**Dataset excerpt:**
::::

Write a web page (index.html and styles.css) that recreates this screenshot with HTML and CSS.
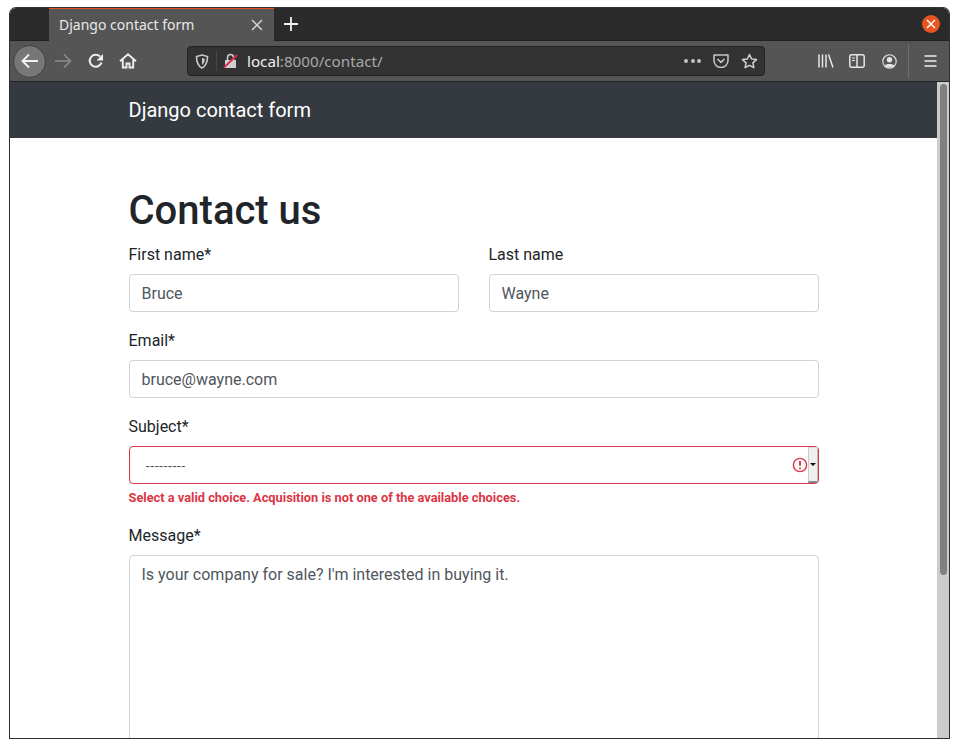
FILE: index.html
```html
<!DOCTYPE html>
<html lang="en">
<head>
<meta charset="utf-8">
<title>Django contact form</title>
<link rel="stylesheet" href="styles.css">
</head>
<body>
<div class="window">
  <div class="tabbar">
    <div class="tab">
      <span class="tab-title">Django contact form</span>
      <svg class="tab-close" width="12" height="12" viewBox="0 0 12 12"><path d="M1 1l10 10M11 1L1 11" stroke="#d4d4d4" stroke-width="1.500" fill="none"/></svg>
    </div>
    <svg class="new-tab" width="16" height="16" viewBox="0 0 16 16"><path d="M8 1v14M1 8h14" stroke="#f2f2f2" stroke-width="1.800" fill="none"/></svg>
    <div class="win-close"><svg width="10" height="10" viewBox="0 0 10 10"><path d="M1 1l8 8M9 1L1 9" stroke="#fff" stroke-width="1.500" fill="none"/></svg></div>
  </div>
  <div class="toolbar">
    <div class="back"><svg width="18" height="16" viewBox="0 0 18 16"><path d="M17 8H2M8 1.500L1.500 8 8 14.500" stroke="#f2f2f2" stroke-width="1.900" fill="none"/></svg></div>
    <svg class="forward" width="18" height="16" viewBox="0 0 18 16"><path d="M1 8h15M10 1.500L16.500 8 10 14.500" stroke="#8c8c8c" stroke-width="1.600" fill="none"/></svg>
    <svg class="reload" width="16" height="16" viewBox="0 0 16 16"><path d="M13.500 9.500A6 6 0 1 1 12 3.500" stroke="#eee" stroke-width="2.100" fill="none"/><path d="M15 1v6.500H8.500z" fill="#eee"/></svg>
    <svg class="home" width="18" height="16" viewBox="0 0 18 16"><path d="M1 8.300L9 1.300 17 8.300M3.800 6.500V14.500h3.700v-4h3v4h3.700V6.500" stroke="#eee" stroke-width="1.900" fill="none"/></svg>
    <div class="urlbar">
      <svg class="shield" width="14" height="15" viewBox="0 0 14 15"><path d="M7 1l5.500 1.500c0 5.500-1.500 9.500-5.500 11.500C3 12 1.500 8 1.500 2.500z" stroke="#c8c8c8" stroke-width="1.600" fill="none"/><path d="M7 4l2.800.8C9.800 7.500 9 9.800 7 11z" fill="#c8c8c8"/></svg>
      <span class="url-sep"></span>
      <svg class="lock" width="15" height="16" viewBox="0 0 15 16"><path d="M2 7h11v8H2z" fill="#d0d0d0"/><path d="M4.500 7V4.500a3 3 0 0 1 6 0V7" stroke="#d0d0d0" stroke-width="1.500" fill="none"/><path d="M1 14.500L14 2" stroke="#e22850" stroke-width="1.800"/></svg>
      <span class="url"><span class="url-host">local</span>:8000/contact/</span>
      <span class="dots"><i></i><i></i><i></i></span>
      <svg class="pocket" width="16" height="14" viewBox="0 0 16 14"><path d="M1 1h14v5.500a7 7 0 0 1-14 0z" stroke="#c8c8c8" stroke-width="1.500" fill="none" stroke-linejoin="round"/><path d="M4.500 5L8 8.300 11.500 5" stroke="#c8c8c8" stroke-width="1.600" fill="none"/></svg>
      <svg class="star" width="17" height="16" viewBox="0 0 17 16"><path d="M8.500 1.500l2.100 4.500 4.900.6-3.600 3.300 1 4.800-4.400-2.400-4.400 2.400 1-4.800L1.500 6.600l4.900-.6z" stroke="#d0d0d0" stroke-width="1.500" fill="none" stroke-linejoin="round"/></svg>
    </div>
    <svg class="library" width="16" height="14" viewBox="0 0 16 14"><path d="M1 0.500v13M4.500 0.500v13M8 0.500v13M10.500 0.500l4.500 13" stroke="#e6e6e6" stroke-width="1.500" fill="none"/></svg>
    <svg class="sidebar" width="16" height="14" viewBox="0 0 16 14"><rect x="0.800" y="0.800" width="14.400" height="12.400" rx="2" stroke="#e6e6e6" stroke-width="1.500" fill="none"/><path d="M8 1v12" stroke="#e6e6e6" stroke-width="1.500"/><path d="M3 4h3M3 6.500h3" stroke="#e6e6e6"/></svg>
    <svg class="account" width="15" height="15" viewBox="0 0 15 15"><circle cx="7.500" cy="7.500" r="6.700" stroke="#e6e6e6" stroke-width="1.100" fill="none"/><circle cx="7.500" cy="5.800" r="2.700" fill="#e6e6e6"/><path d="M2.800 11.500c1-2 8.400-2 9.400 0-2.500 2.500-6.900 2.500-9.400 0z" fill="#e6e6e6"/></svg>
    <span class="tool-sep"></span>
    <svg class="menu" width="13" height="12" viewBox="0 0 13 12"><path d="M0.500 1h12M0.500 6h12M0.500 11h12" stroke="#eee" stroke-width="1.600" fill="none"/></svg>
  </div>
  <div class="viewport">
    <div class="page">
      <header class="navbar"><a class="brand">Django contact form</a></header>
      <main class="container">
        <h1 class="title">Contact us</h1>
        <form class="form">
          <div class="row">
            <div class="field">
              <label class="label">First name*</label>
              <input class="control" type="text" value="Bruce">
            </div>
            <div class="field">
              <label class="label">Last name</label>
              <input class="control" type="text" value="Wayne">
            </div>
          </div>
          <div class="field">
            <label class="label">Email*</label>
            <input class="control" type="text" value="bruce@wayne.com">
          </div>
          <div class="field">
            <label class="label">Subject*</label>
            <div class="select">
              <span class="select-value">---------</span>
              <svg class="select-alert" width="18" height="18" viewBox="0 0 18 18"><circle cx="10" cy="9" r="6.600" stroke="#dc3545" stroke-width="1.400" fill="#fff"/><path d="M10 5v4.800" stroke="#dc3545" stroke-width="1.900"/><circle cx="10" cy="12.300" r="1.100" fill="#dc3545"/></svg>
              <span class="select-button"><i class="select-arrow"></i></span>
            </div>
            <div class="error">Select a valid choice. Acquisition is not one of the available choices.</div>
          </div>
          <div class="field">
            <label class="label">Message*</label>
            <div class="textarea">Is your company for sale? I'm interested in buying it.</div>
          </div>
        </form>
      </main>
    </div>
    <div class="scrollbar"><div class="thumb"></div></div>
  </div>
</div>
</body>
</html>
```
FILE: styles.css
```css
* { box-sizing: border-box; }
html, body { margin: 0; height: 100%; background: #fff; overflow: hidden; }
body { padding: 7px 9px 0; font-family: Roboto, sans-serif; }

.window {
  width: 941px;
  height: 732px;
  border: 1px solid #2e2e2e;
  border-top-color: #333;
  border-radius: 7px 7px 0 0;
  overflow: hidden;
  display: flex;
  flex-direction: column;
  background: #fff;
}

.tabbar {
  flex: none;
  height: 33px;
  background: #2b2b2b;
  display: flex;
  align-items: stretch;
  padding-left: 39px;
  border-bottom: 1px solid #202020;
}
.tab {
  width: 225px;
  margin-top: -1px;
  margin-bottom: -1px;
  background: #555;
  border-top: 2px solid #e2531e;
  display: flex;
  align-items: center;
  justify-content: space-between;
  padding: 0 11px 2px 10px;
}
.tab-title { font: 14px "Noto Sans", sans-serif; color: #e8e8e8; }
.tab-close { margin-top: 2px; }
.new-tab { align-self: center; margin-left: 9px; }
.win-close {
  margin-left: auto;
  margin-right: 9px;
  align-self: center;
  width: 18px;
  height: 18px;
  border-radius: 50%;
  background: #e95420;
  display: flex;
  align-items: center;
  justify-content: center;
}

.toolbar {
  flex: none;
  height: 41px;
  background: #555;
  border-bottom: 1px solid #222;
  display: flex;
  align-items: center;
  padding-left: 3px;
}
.back {
  width: 33px;
  height: 33px;
  border-radius: 50%;
  background: #777;
  border: 1px solid #3f3f3f;
  display: flex;
  align-items: center;
  justify-content: center;
}
.forward { margin-left: 8px; }
.reload { margin-left: 16px; }
.home { margin-left: 15px; }
.urlbar {
  margin-left: 50px;
  width: 578px;
  height: 30px;
  background: #333;
  border: 1px solid #222;
  border-radius: 4px;
  display: flex;
  align-items: center;
  padding-left: 7px;
}
.url-sep { width: 1px; height: 20px; background: #484848; margin-left: 7px; }
.lock { margin-left: 6px; }
.url { font: 15.200px "Noto Sans", sans-serif; color: #a8a8a8; margin-left: 9px; }
.url-host { color: #f0f0f0; }
.dots { margin-left: auto; display: flex; gap: 2.500px; }
.dots i { width: 4px; height: 4px; border-radius: 50%; background: #c0c0c0; }
.pocket { margin-left: 12px; }
.star { margin: 0 6px 0 12px; }
.library { margin-left: 53px; }
.sidebar { margin-left: 15px; }
.account { margin-left: 17px; }
.tool-sep { width: 1px; height: 34px; background: #6e6e6e; margin-left: 11px; }
.menu { margin-left: 15px; }

.viewport { flex: 1; min-height: 0; display: flex; }
.page { flex: 1; min-width: 0; overflow: hidden; }
.scrollbar { flex: none; width: 12px; background: #ccc; padding: 2px 2px 0 3px; }
.thumb { height: 491px; background: #808080; border-radius: 4px; }

.navbar {
  height: 56px;
  background: #343a40;
  padding-left: 118.500px;
  display: flex;
  align-items: center;
}
.brand { font-size: 20px; line-height: 30px; color: #fff; }

.container { width: 690px; margin-left: 118.500px; padding-top: 49px; }
.title { margin: 0 0 7px; font-size: 40px; line-height: 48px; font-weight: 500; color: #212529; }

.form { display: flex; flex-direction: column; gap: 16px; }
.row { display: flex; gap: 30px; }
.row .field { flex: 1; }
.label { display: block; padding-top: 1px; margin-bottom: 7px; font-size: 16px; line-height: 24px; color: #212529; }
.control {
  display: block;
  width: 100%;
  height: 38px;
  padding: 6px 12px;
  border: 1px solid #ced4da;
  border-radius: 4px;
  font: 16px/24px Roboto, sans-serif;
  color: #50565d;
  background: #fff;
}
.select {
  height: 38px;
  border: 1px solid #dc3545;
  border-radius: 4px;
  display: flex;
  align-items: center;
  padding-left: 16px;
  background: #fff;
}
.select-value { font-family: "Liberation Sans", sans-serif; font-size: 13.333px; color: #495057; }
.select-alert { margin-left: auto; }
.select-button {
  width: 10px;
  align-self: stretch;
  background: #efefef;
  border-top: 1px solid #ddd;
  border-left: 1px solid #ccc;
  border-bottom: 2px solid #888;
  border-right: 1px solid #bbb;
  display: flex;
  align-items: center;
  justify-content: center;
}
.select-arrow {
  width: 0;
  height: 0;
  border: 3px solid transparent;
  border-top: 3px solid #111;
  border-bottom: 0;
}
.error { margin-top: 4px; font-size: 12.800px; line-height: 19px; font-weight: 700; color: #dc3545; }
.textarea {
  height: 220px;
  padding: 7px 12px 6px;
  border: 1px solid #ced4da;
  border-radius: 4px;
  font-size: 16px;
  line-height: 24px;
  color: #50565d;
}
```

::::

Copy out the lines that hold "page".

**The completed task:**
Write a web page (index.html and styles.css) that recreates this screenshot with HTML and CSS.
    <div class="page">
.page { flex: 1; min-width: 0; overflow: hidden; }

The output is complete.